FIG. 1 shows one embodiment of the conventional power feeding apparatus of this type. It is the same in construction as that shown in Japanese Patent Application Publication (unexamined) Tokkaisho No. 259388/1986.
With the construction of FIG. 4, operate a transistor 6 with the frequency of approximately 20 KHz through 100 KHz, and the weight and size of the boosting transformer may be made from one severalth to one ten-oddth as compared with the boosting with the commercial power-supply frequency being as it is.
The power of a commercial power supply 9 is rectified by a diode bridge 10 to form a unilateral power supply. The commercial power supply 9 and a DC power supply circuit 13 form the power supply of an inverter 14. It is to be noted that a choke coil 11 and a smoothing capacitor 12 play the role of a filter with respect to the high-frequency switching operation of the inverter 14.
The inverter 14 is composed of a resonance capacitor 5, a transformer 2, the transistor 6, a diode 7 and a driving circuit 8. The transistor 6 effects the switching operation with the given period and duty (on, off time ratio) by the base current to be fed from the driving circuit 8. As a result, a current with such a collector current I.sub.CE and a diode Id as shown in FIG. 5(a) as a center flows to the primary winding of the transformer 2. Such a current I.sub.L as shown in FIG. 5(b) flows.
A load 3 having a unidirectional electrical current characteristic is connected onto the secondary side of the transformer 2. The power converted by the inverter 4 is to be fed to the load 3. The load 3 is equivalently one like a magnetron represented by a series connector of a diode D.sub.M, a resistor R.sub.M, and a zener diode Z.sub.DM.
Such a current I.sub.A as shown in FIG. 2(b) flows to the load 3. The voltage V.sub.AK of the load 3 becomes as shown in FIG. 2(a). This is because the transformer 2 is a leakage type transformer, further a capacitor CH4 which a reverse bias current bypass means is connected in parallel relation to the load. Namely, the load 3 may be replaced by a series circuit of a resistor R.sub.M, a diode D.sub.M, and a zener diode Z.sub.DM. The capacitor CH is connected in parallel to it.
The load 3 is non-linear. The impedance (almost open) becomes very large through the diode D.sub.M with respect to the reverse voltage (normal-direction voltage). On the other hand, the impedance becomes large before a certain constant voltage (zener voltage of Z.sub.DM) is exceeded with respect to the positive voltage (negative direction voltage). The impedance becomes small when this voltage is exceeded. The magnetron is such a load as described hereinabove. The characteristics are shown in FIG. 3.
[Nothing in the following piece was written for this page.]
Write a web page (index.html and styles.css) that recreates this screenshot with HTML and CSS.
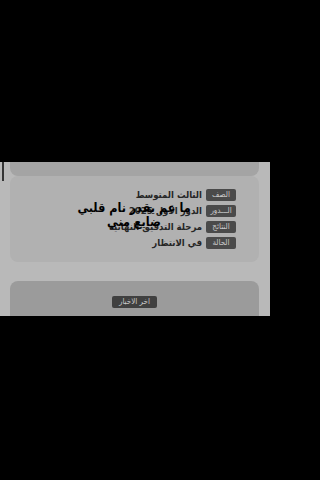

In FIG. 2(a), the load conducts when the voltage V.sub.AK of the load 3 is -4 KV. If the voltage on the primary side rises because of the low impedance, approximately -4 KV is retained. Also, at this time, the load current IA flows.
When the reverse voltage is applied, the load becomes very high in impedance. Thus, such a voltage as shown in FIG. 2(a) is caused through the connection with the capacitor CH4 for the bypass use of the reverse bias. The voltage is approximately 10 KV. It may be somewhat smaller by the larger capacitor CH4. The charging current into the capacitor CH4 increases correspondingly. The copper loss caused in the winding of the transformer becomes large, with the temperature rise is caused through the heating. In approximately optimum capacitor capacity, the reverse voltage becomes approximately 10 KV.
In such a power feeding apparatus, the voltage V.sub.AK of approximately 10 KV is applied, so that the insulation failure of the corona discharge, the arc discharge or the like is caused from between both the terminals of the load 3 to destroy the apparatus. As this voltage is made smaller, it is lowered somewhat by the larger size of the capacitor CH4 for bypass use of the reverse bias. The charging current of the capacitor becomes larger correspondingly. The copper loss of the transformer 2 increases to perform the heating operation so that the transformer fails because of the insulating destruction. It is very difficult to prevent the corona discharge or the arc discharge through the lowered voltage V.sub.AK like this.